Given material:
----------

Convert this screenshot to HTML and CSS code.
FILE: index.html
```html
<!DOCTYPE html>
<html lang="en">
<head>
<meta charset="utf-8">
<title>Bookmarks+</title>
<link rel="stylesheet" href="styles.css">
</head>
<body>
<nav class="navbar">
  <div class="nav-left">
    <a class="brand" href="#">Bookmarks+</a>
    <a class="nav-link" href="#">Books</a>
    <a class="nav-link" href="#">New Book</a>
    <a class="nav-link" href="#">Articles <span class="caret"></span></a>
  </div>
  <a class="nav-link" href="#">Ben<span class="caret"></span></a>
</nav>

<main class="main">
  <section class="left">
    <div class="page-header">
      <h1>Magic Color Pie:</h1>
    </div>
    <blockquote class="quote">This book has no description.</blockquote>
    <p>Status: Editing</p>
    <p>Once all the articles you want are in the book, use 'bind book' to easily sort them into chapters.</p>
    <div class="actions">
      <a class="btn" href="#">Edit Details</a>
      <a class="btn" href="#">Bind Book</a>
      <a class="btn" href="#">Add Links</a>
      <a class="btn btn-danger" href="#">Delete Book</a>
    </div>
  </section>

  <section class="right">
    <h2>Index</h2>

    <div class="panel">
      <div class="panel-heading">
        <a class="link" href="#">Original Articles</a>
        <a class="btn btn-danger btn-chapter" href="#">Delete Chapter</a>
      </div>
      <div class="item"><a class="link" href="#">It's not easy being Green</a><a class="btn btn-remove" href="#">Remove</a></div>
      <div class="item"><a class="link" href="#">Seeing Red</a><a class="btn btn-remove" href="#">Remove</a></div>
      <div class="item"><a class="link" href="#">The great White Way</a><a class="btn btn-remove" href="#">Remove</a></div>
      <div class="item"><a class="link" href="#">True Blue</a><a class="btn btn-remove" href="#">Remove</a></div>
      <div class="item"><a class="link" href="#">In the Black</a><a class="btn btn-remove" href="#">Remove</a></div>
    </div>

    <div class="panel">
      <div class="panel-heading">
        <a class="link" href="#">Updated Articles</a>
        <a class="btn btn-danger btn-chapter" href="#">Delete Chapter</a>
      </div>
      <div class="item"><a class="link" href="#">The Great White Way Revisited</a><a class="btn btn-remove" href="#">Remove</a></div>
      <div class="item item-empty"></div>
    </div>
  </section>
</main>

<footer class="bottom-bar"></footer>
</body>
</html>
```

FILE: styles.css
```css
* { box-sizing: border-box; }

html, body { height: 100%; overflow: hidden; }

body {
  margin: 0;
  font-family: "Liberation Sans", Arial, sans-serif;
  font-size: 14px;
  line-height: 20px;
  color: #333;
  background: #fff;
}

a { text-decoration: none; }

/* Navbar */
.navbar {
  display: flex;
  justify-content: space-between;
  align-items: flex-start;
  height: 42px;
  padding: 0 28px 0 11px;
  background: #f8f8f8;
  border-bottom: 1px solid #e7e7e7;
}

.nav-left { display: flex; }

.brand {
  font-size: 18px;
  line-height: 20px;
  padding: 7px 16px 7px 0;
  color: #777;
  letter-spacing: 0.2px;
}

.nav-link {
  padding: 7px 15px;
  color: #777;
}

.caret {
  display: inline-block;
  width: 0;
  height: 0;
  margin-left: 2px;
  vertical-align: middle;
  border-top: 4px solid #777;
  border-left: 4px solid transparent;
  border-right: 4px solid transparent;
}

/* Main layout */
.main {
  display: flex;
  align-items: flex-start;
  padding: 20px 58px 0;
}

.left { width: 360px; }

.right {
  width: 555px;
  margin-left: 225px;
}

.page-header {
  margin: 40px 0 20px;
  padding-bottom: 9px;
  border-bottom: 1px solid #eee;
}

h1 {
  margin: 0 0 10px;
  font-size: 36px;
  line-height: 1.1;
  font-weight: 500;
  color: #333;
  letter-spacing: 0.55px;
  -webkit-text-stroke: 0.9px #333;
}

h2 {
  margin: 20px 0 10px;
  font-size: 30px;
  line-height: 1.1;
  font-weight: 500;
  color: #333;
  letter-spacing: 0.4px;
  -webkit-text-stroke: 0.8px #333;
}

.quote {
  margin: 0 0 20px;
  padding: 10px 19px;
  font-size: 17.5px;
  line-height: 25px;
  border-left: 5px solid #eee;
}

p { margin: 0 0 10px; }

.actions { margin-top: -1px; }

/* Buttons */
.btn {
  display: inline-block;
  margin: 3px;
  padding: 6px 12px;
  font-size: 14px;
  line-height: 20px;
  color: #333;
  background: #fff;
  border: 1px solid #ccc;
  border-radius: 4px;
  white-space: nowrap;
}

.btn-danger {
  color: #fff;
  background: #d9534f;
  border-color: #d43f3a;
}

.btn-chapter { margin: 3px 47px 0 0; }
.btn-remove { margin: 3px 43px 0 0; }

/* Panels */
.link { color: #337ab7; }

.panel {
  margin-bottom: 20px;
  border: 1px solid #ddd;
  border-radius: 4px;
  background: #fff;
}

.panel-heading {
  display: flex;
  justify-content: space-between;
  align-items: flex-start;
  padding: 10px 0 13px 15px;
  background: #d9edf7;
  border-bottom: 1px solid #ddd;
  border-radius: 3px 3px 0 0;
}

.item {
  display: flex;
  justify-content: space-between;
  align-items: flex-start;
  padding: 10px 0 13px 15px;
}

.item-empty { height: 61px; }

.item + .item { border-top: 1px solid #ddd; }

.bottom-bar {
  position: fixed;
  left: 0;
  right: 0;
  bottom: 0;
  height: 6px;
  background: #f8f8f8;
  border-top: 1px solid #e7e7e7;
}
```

----------

Exercise objective: Repeat the data in its entirety, character for character.

Correct result:
Convert this screenshot to HTML and CSS code.
FILE: index.html
```html
<!DOCTYPE html>
<html lang="en">
<head>
<meta charset="utf-8">
<title>Bookmarks+</title>
<link rel="stylesheet" href="styles.css">
</head>
<body>
<nav class="navbar">
  <div class="nav-left">
    <a class="brand" href="#">Bookmarks+</a>
    <a class="nav-link" href="#">Books</a>
    <a class="nav-link" href="#">New Book</a>
    <a class="nav-link" href="#">Articles <span class="caret"></span></a>
  </div>
  <a class="nav-link" href="#">Ben<span class="caret"></span></a>
</nav>

<main class="main">
  <section class="left">
    <div class="page-header">
      <h1>Magic Color Pie:</h1>
    </div>
    <blockquote class="quote">This book has no description.</blockquote>
    <p>Status: Editing</p>
    <p>Once all the articles you want are in the book, use 'bind book' to easily sort them into chapters.</p>
    <div class="actions">
      <a class="btn" href="#">Edit Details</a>
      <a class="btn" href="#">Bind Book</a>
      <a class="btn" href="#">Add Links</a>
      <a class="btn btn-danger" href="#">Delete Book</a>
    </div>
  </section>

  <section class="right">
    <h2>Index</h2>

    <div class="panel">
      <div class="panel-heading">
        <a class="link" href="#">Original Articles</a>
        <a class="btn btn-danger btn-chapter" href="#">Delete Chapter</a>
      </div>
      <div class="item"><a class="link" href="#">It's not easy being Green</a><a class="btn btn-remove" href="#">Remove</a></div>
      <div class="item"><a class="link" href="#">Seeing Red</a><a class="btn btn-remove" href="#">Remove</a></div>
      <div class="item"><a class="link" href="#">The great White Way</a><a class="btn btn-remove" href="#">Remove</a></div>
      <div class="item"><a class="link" href="#">True Blue</a><a class="btn btn-remove" href="#">Remove</a></div>
      <div class="item"><a class="link" href="#">In the Black</a><a class="btn btn-remove" href="#">Remove</a></div>
    </div>

    <div class="panel">
      <div class="panel-heading">
        <a class="link" href="#">Updated Articles</a>
        <a class="btn btn-danger btn-chapter" href="#">Delete Chapter</a>
      </div>
      <div class="item"><a class="link" href="#">The Great White Way Revisited</a><a class="btn btn-remove" href="#">Remove</a></div>
      <div class="item item-empty"></div>
    </div>
  </section>
</main>

<footer class="bottom-bar"></footer>
</body>
</html>
```

FILE: styles.css
```css
* { box-sizing: border-box; }

html, body { height: 100%; overflow: hidden; }

body {
  margin: 0;
  font-family: "Liberation Sans", Arial, sans-serif;
  font-size: 14px;
  line-height: 20px;
  color: #333;
  background: #fff;
}

a { text-decoration: none; }

/* Navbar */
.navbar {
  display: flex;
  justify-content: space-between;
  align-items: flex-start;
  height: 42px;
  padding: 0 28px 0 11px;
  background: #f8f8f8;
  border-bottom: 1px solid #e7e7e7;
}

.nav-left { display: flex; }

.brand {
  font-size: 18px;
  line-height: 20px;
  padding: 7px 16px 7px 0;
  color: #777;
  letter-spacing: 0.2px;
}

.nav-link {
  padding: 7px 15px;
  color: #777;
}

.caret {
  display: inline-block;
  width: 0;
  height: 0;
  margin-left: 2px;
  vertical-align: middle;
  border-top: 4px solid #777;
  border-left: 4px solid transparent;
  border-right: 4px solid transparent;
}

/* Main layout */
.main {
  display: flex;
  align-items: flex-start;
  padding: 20px 58px 0;
}

.left { width: 360px; }

.right {
  width: 555px;
  margin-left: 225px;
}

.page-header {
  margin: 40px 0 20px;
  padding-bottom: 9px;
  border-bottom: 1px solid #eee;
}

h1 {
  margin: 0 0 10px;
  font-size: 36px;
  line-height: 1.1;
  font-weight: 500;
  color: #333;
  letter-spacing: 0.55px;
  -webkit-text-stroke: 0.9px #333;
}

h2 {
  margin: 20px 0 10px;
  font-size: 30px;
  line-height: 1.1;
  font-weight: 500;
  color: #333;
  letter-spacing: 0.4px;
  -webkit-text-stroke: 0.8px #333;
}

.quote {
  margin: 0 0 20px;
  padding: 10px 19px;
  font-size: 17.5px;
  line-height: 25px;
  border-left: 5px solid #eee;
}

p { margin: 0 0 10px; }

.actions { margin-top: -1px; }

/* Buttons */
.btn {
  display: inline-block;
  margin: 3px;
  padding: 6px 12px;
  font-size: 14px;
  line-height: 20px;
  color: #333;
  background: #fff;
  border: 1px solid #ccc;
  border-radius: 4px;
  white-space: nowrap;
}

.btn-danger {
  color: #fff;
  background: #d9534f;
  border-color: #d43f3a;
}

.btn-chapter { margin: 3px 47px 0 0; }
.btn-remove { margin: 3px 43px 0 0; }

/* Panels */
.link { color: #337ab7; }

.panel {
  margin-bottom: 20px;
  border: 1px solid #ddd;
  border-radius: 4px;
  background: #fff;
}

.panel-heading {
  display: flex;
  justify-content: space-between;
  align-items: flex-start;
  padding: 10px 0 13px 15px;
  background: #d9edf7;
  border-bottom: 1px solid #ddd;
  border-radius: 3px 3px 0 0;
}

.item {
  display: flex;
  justify-content: space-between;
  align-items: flex-start;
  padding: 10px 0 13px 15px;
}

.item-empty { height: 61px; }

.item + .item { border-top: 1px solid #ddd; }

.bottom-bar {
  position: fixed;
  left: 0;
  right: 0;
  bottom: 0;
  height: 6px;
  background: #f8f8f8;
  border-top: 1px solid #e7e7e7;
}
```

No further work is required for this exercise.